A creator announced they’re automating their Instagram DM replies and then teaching a class on how to do it. Not scheduling, not email sequences. The actual back-and-forth with real people who reached out.
I keep thinking about that alongside everything I read about how lonely people are right now. Happiness levels are dropping and disconnection is everywhere, and the fix we’re building is a bot that replies to someone who took the time to reach out?
I understand the logistics of a huge account. That’s not what’s bothering me. What’s bothering me is that social media was supposed to be the thing that connected us, and somewhere along the way, it became the most sophisticated sales machine ever built. Optimized to get you to buy things you probably don’t need, from people you’ve never actually talked to.

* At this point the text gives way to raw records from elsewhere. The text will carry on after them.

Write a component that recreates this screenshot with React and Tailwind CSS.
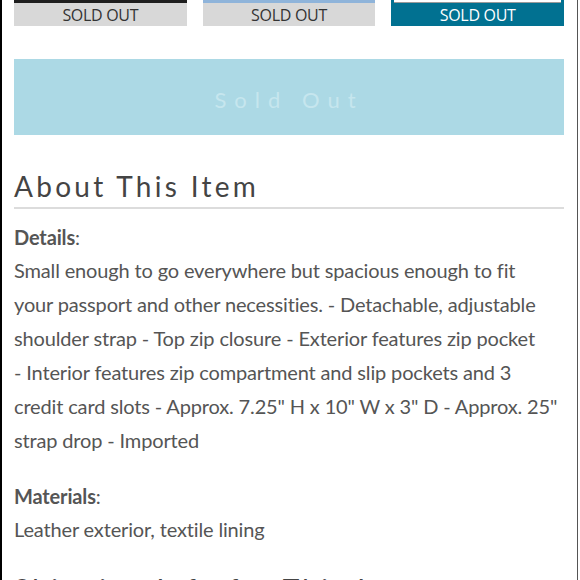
import React from 'react';

const tiles = [
  { label: 'SOLD OUT', swatch: 'bg-[#1e1e1e]', active: false },
  { label: 'SOLD OUT', swatch: 'bg-[#8fb4da]', active: false },
  { label: 'SOLD OUT', swatch: 'bg-white', active: true },
];

const detailLines = [
  'Small enough to go everywhere but spacious enough to fit',
  'your passport and other necessities. - Detachable, adjustable',
  'shoulder strap - Top zip closure - Exterior features zip pocket',
  '- Interior features zip compartment and slip pockets and 3',
  'credit card slots - Approx. 7.25" H x 10" W x 3" D - Approx. 25"',
  'strap drop - Imported',
];

const body = "font-['Lato',sans-serif] text-[20px] tracking-[-0.15px]";
const display = "font-['Lato',sans-serif]";

export default function App() {
  return (
    <div className="w-[580px] h-[580px] overflow-hidden bg-white">
      <div className="w-[578px] min-h-[580px] border-l-2 border-black border-r border-r-[#555] pl-3 pr-[13px]">
        {/* colour options */}
        <div className="grid grid-cols-3 gap-4">
          {tiles.map((t, i) => (
            <div key={i} className={t.active ? 'bg-[#017191] px-[3px]' : 'bg-[#d8d8d8]'}>
              <div className={`h-[3px] ${t.swatch} ${t.active ? 'border-b border-[#9a9a9a]' : ''}`} />
              <div
                className={`h-[23px] flex items-center justify-center text-[16px] leading-none font-['Open_Sans',sans-serif] tracking-[-0.3px] ${
                  t.active ? 'text-white' : 'text-[#333]'
                }`}
              >
                {t.label}
              </div>
            </div>
          ))}
        </div>

        {/* sold out button */}
        <button
          disabled
          className={`mt-[33px] w-full h-[76px] pt-[4px] bg-[#acd9e5] text-[#c6e6ee] text-[22px] tracking-[8px] ${display}`}
        >
          Sold Out
        </button>

        {/* about */}
        <h2 className={`mt-[33px] text-[28px] leading-[36px] tracking-[3.3px] text-[#444] ${display} pb-[3px] border-b-2 border-[#dcdcdc]`}>
          About This Item
        </h2>

        <div className={`mt-[13px] leading-[34px] text-[#555] ${body}`}>
          <p className="leading-[31px]">
            <span className="font-bold">Details</span>:
          </p>
          <p>
            {detailLines.map((l, i) => (
              <span key={i} className="block whitespace-nowrap">
                {l}
              </span>
            ))}
          </p>

          <p className="mt-[24px] leading-[31px]">
            <span className="font-bold">Materials</span>:
          </p>
          <p>Leather exterior, textile lining</p>
        </div>

        <h2 className={`mt-[25px] text-[28px] leading-[36px] tracking-[3.3px] text-[#444] ${display}`}>
          Shipping Info for This Item
        </h2>
      </div>
    </div>
  );
}
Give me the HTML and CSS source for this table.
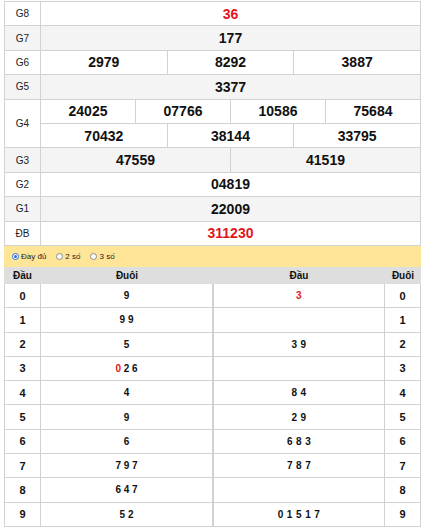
FILE: index.html
```html
<!DOCTYPE html>
<html>
<head>
<meta charset="utf-8">
<link rel="stylesheet" href="styles.css">
</head>
<body>
<div class="wrap">
  <div class="kq">
    <div class="row"><div class="lbl">G8</div><div class="vals c1"><div class="v red">36</div></div></div>
    <div class="row alt"><div class="lbl">G7</div><div class="vals c1"><div class="v">177</div></div></div>
    <div class="row"><div class="lbl">G6</div><div class="vals c3"><div class="v">2979</div><div class="v">8292</div><div class="v">3887</div></div></div>
    <div class="row alt"><div class="lbl">G5</div><div class="vals c1"><div class="v">3377</div></div></div>
    <div class="row dbl"><div class="lbl">G4</div>
      <div class="sub">
        <div class="vals c4"><div class="v">24025</div><div class="v">07766</div><div class="v">10586</div><div class="v">75684</div></div>
        <div class="vals c3"><div class="v">70432</div><div class="v">38144</div><div class="v">33795</div></div>
      </div>
    </div>
    <div class="row alt"><div class="lbl">G3</div><div class="vals c2"><div class="v">47559</div><div class="v">41519</div></div></div>
    <div class="row"><div class="lbl">G2</div><div class="vals c1"><div class="v">04819</div></div></div>
    <div class="row alt"><div class="lbl">G1</div><div class="vals c1"><div class="v">22009</div></div></div>
    <div class="row"><div class="lbl">ĐB</div><div class="vals c1"><div class="v red">311230</div></div></div>
  </div>

  <div class="opts">
    <span class="opt"><span class="radio on"></span>Đầy đủ</span>
    <span class="opt"><span class="radio"></span>2 số</span>
    <span class="opt"><span class="radio"></span>3 số</span>
  </div>

  <div class="lt-head">
    <div>Đầu</div><div>Đuôi</div><div>Đầu</div><div>Đuôi</div>
  </div>
  <div class="lt">
    <div class="h">0</div><div class="t">9</div><div class="t2 red">3</div><div class="h">0</div>
    <div class="h">1</div><div class="t">9 9</div><div class="t2"></div><div class="h">1</div>
    <div class="h">2</div><div class="t">5</div><div class="t2">3 9</div><div class="h">2</div>
    <div class="h">3</div><div class="t"><span><span class="red">0</span> 2 6</span></div><div class="t2"></div><div class="h">3</div>
    <div class="h">4</div><div class="t">4</div><div class="t2">8 4</div><div class="h">4</div>
    <div class="h">5</div><div class="t">9</div><div class="t2">2 9</div><div class="h">5</div>
    <div class="h">6</div><div class="t">6</div><div class="t2">6 8 3</div><div class="h">6</div>
    <div class="h">7</div><div class="t">7 9 7</div><div class="t2">7 8 7</div><div class="h">7</div>
    <div class="h">8</div><div class="t">6 4 7</div><div class="t2"></div><div class="h">8</div>
    <div class="h">9</div><div class="t">5 2</div><div class="t2">0 1 5 1 7</div><div class="h">9</div>
  </div>
</div>
</body>
</html>
```
FILE: styles.css
```css
* { box-sizing: border-box; }
body {
  margin: 0;
  padding: 1px 0 0 4px;
  font-family: "Liberation Sans", Arial, sans-serif;
  color: #111;
  background: #fff;
}
.wrap { width: 417px; }

.kq {
  border-top: 1px solid #d2d2d2;
  border-left: 1px solid #d2d2d2;
}
.row {
  display: grid;
  grid-template-columns: 36px 380px;
  height: 24.4px;
}
.row.dbl { height: 48.8px; }
.row.alt { background: #f4f4f4; }
.lbl {
  border-right: 1px solid #d2d2d2;
  border-bottom: 1px solid #d2d2d2;
  display: flex;
  align-items: center;
  justify-content: center;
  font-size: 10px;
  color: #222;
}
.sub { display: grid; grid-template-rows: 1fr 1fr; }
.vals { display: grid; }
.c1 { grid-template-columns: 1fr; }
.c2 { grid-template-columns: 1fr 1fr; }
.c3 { grid-template-columns: 1fr 1fr 1fr; }
.c4 { grid-template-columns: 1fr 1fr 1fr 1fr; }
.v {
  border-right: 1px solid #d2d2d2;
  border-bottom: 1px solid #d2d2d2;
  display: flex;
  align-items: center;
  justify-content: center;
  font-size: 14px;
  font-weight: bold;
}
.red { color: #e3151b; }

.opts {
  height: 21px;
  background: #ffe598;
  display: flex;
  align-items: center;
  padding-left: 8px;
  font-size: 8px;
  color: #222;
}
.opt { display: flex; align-items: center; margin-right: 10px; }
.radio {
  width: 7px;
  height: 7px;
  border: 1px solid #8a8a8a;
  border-radius: 50%;
  background: #fff;
  margin-right: 2px;
  position: relative;
}
.radio.on { border-color: #2f6fd8; }
.radio.on::after {
  content: "";
  position: absolute;
  left: 1px; top: 1px;
  width: 3px; height: 3px;
  border-radius: 50%;
  background: #2f6fd8;
}

.lt-head {
  display: grid;
  grid-template-columns: 37px 172px 172px 36px;
  height: 17px;
  background: #dedede;
  font-size: 10px;
  font-weight: bold;
  color: #111;
}
.lt-head div { display: flex; align-items: center; justify-content: center; }

.lt {
  display: grid;
  grid-template-columns: 36px 172px 172px 36px;
  grid-auto-rows: 24.3px;
  border-left: 1px solid #d2d2d2;
}
.lt > div {
  border-right: 1px solid #d2d2d2;
  border-bottom: 1px solid #d2d2d2;
  display: flex;
  align-items: center;
  justify-content: center;
  font-weight: bold;
}
.lt .h { font-size: 11px; }
.lt .t { font-size: 10px; }
.lt .t2 { font-size: 10px; letter-spacing: 0.4px; border-left: 1px solid #d2d2d2; }
```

I was at a Women in Business NB Leadership Summit last week. I was in a room full of women trying to build an action plan to improve the state of women in entrepreneurship in the province. The conversation kept getting pushed toward government accountability and funding, and while nobody’s going to turn down more resources, that’s not what anyone was actually asking for.
When you actually listened, every woman in that room wanted a directory. A way to find each other. A way to ask for mentorship without it being weird. They want connection to others who get it. And this is why I started the Roundabout monthly meetups over two years ago.
I use AI, and I genuinely love what it can do. I use it for research, I sell GPTs, it helps me organize my thinking when my head is running in six directions. But I have no interest in outsourcing a conversation.
When someone takes the time to reach out, I want to be the one who responds. Maybe that’s not scalable. I’m okay with that.
I do wonder sometimes if this is just an age thing.
Maybe I’m the one who’s out of step.
We already have a generation of kids who are unable to make a phone call without their anxiety spiking, and now we’re building a world where they won’t have to talk to anyone at all. I’m not sure if that solves the problem or just makes it quieter.
So I’m genuinely asking.
When you have the option to automate the human parts of your business, how does that sit with you?
Is it just efficiency, or does something feel off?
And if you can, will you?
I’d really love to know what you think.